A Manual for Music Workshops PDF Print E-mail

A Manual for Music Workshops

Graham Leak

Currency Press, Sydney, 2003

ISBN 0 86819673 8

Reviewed by Lindy Morrison

Graham Leak is a consummate performer whose work includes his musical contribution as percussionist in the experimental Flederman Ensemble (founded by Carl Vine and Simone de Haan) for a decade in the eighties. Leak has worked all over Australia, USA and Europe. His work as a solo performer, with the ASTRA concerts and The Last Laugh, has given him a brilliant reputation amongst musicians and fans that he deserves. He also directs large-scale events and performances, music theatre, dance and improvised music.

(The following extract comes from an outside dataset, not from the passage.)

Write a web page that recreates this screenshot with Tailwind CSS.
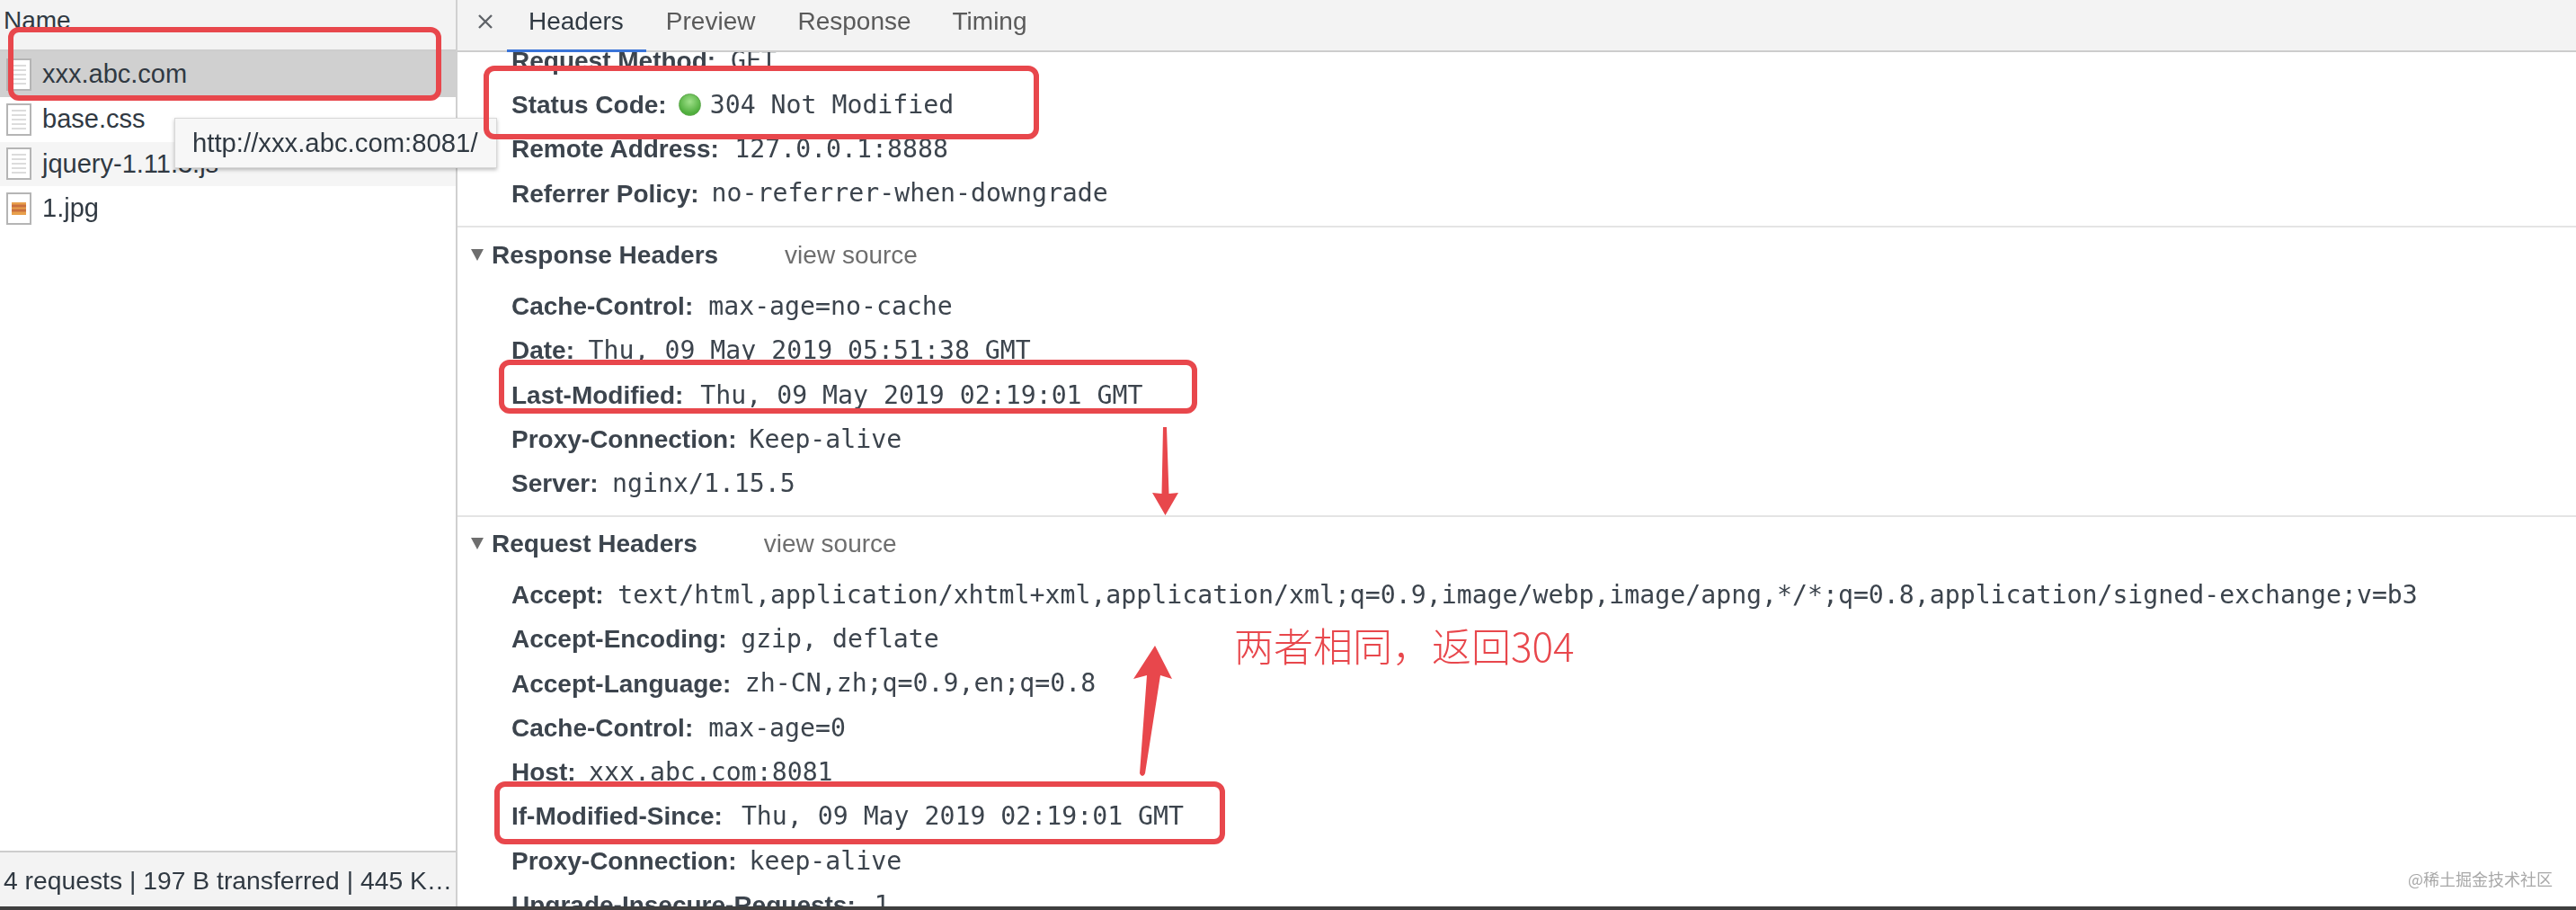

Graeme is also a teacher and has held positions in some of our leading music institutions. This book is an expression of those teaching skills. It is rare to find a musician who will take the time to write down their teaching techniques. Competition between practitioners is possibly a factor here although laziness possibly contributes as well. A manual for music workshops for performance making is hard to find and community musicians among others will be especially grateful for the chance to explore his ideas and learn from the experience and wisdom that Leak imparts to the reader. Leak provides the reader with a complete template to create a workshop.

 

Leak’s approach is extremely logical. His book is written for leaders of music workshops about creating a performance and allowing the participants to contribute as they gain confidence and ability. He begins by discussing the principles of performance making. It’s commonsense information. It’s about letting go of fear and not being judgemental, the underlying message that everyone has something in them to contribute and that with the right circumstances everyone can express themselves. But this is not just psychobabble; he also lays down rules about the physical space required for a workshop, describing the ideal space. This often is overlooked in community situations.

 

Leak begins his workshops with extensive isolation and stretching exercises (21 pages with photos!). I found this exhausting and a little aggravating. Many musicians have little sense of their bodies outside of their union with the making of sound/music and an instrument.  I believe his expectation that a group of musicians or would-be music makers would engage in the exercises is a bit of a stretch. I’m not sure the exercises would always be a good place to start. Perhaps working in music institution provides Leak with particular types of performers who are more in tune with their overall body.

 

However, after we get through the exercises, he begins in real earnest to describe his warm up games, based on theatre exercises and listening games. He has adapted a number of drama exercises for the purpose of warming up and relaxing the participants. This is good information and also sends a workshop leader in the right direction to explore theatre techniques as tools.

 

For me, the real body of his work starts in Chapter 11 where he starts his discussion on the acquisition of music skills. From here on this book is riveting.  I love this quote:

 

Western music is influenced by our approach to organizing time. We divide the days into hours and subdivide the hours into minutes and seconds. Similarly in music we divide the bars into beats and the beats into rhythms.

 

In demonstrating this, he uses clocks, he uses metronomes, he uses breathing. Leak’s pulse exercises are extremely fun (three, four and five pulse exercises played together by the group).  I have seen the very talented Greg Sheehan use the same methods in his workshops. I learned from Greg to use them myself, but in Leak’s books we see the first written guide with symbols to use these exercises.

 

His exercises to demonstrate pitch are just as exciting. He suggests playing the A above middle C every time you pass a keyboard so the pitch is ingrained. He shows the reader how to have your workshop group search all sorts of different combinations of notes and describes how they can work together playing games and singing, to write and improvise melodies, devise harmonies, and even explore silence.

 

Particularly fun and useful are his exercises for a group to find a note amongst themselves. May I suggest, after playing Leak’s game in a workshop, that the game works particularly well if participants are blindfolded!

 

It is wonderful to see this information being shared in the written form. Community musicians have been like the old folk singers passing the workshop stories around in the spoken and musical word and learning from each other in practice. Here we have a text that gives out lots of reliable hints, games and exercises that can be used in music workshops. Let’s hope more will follow.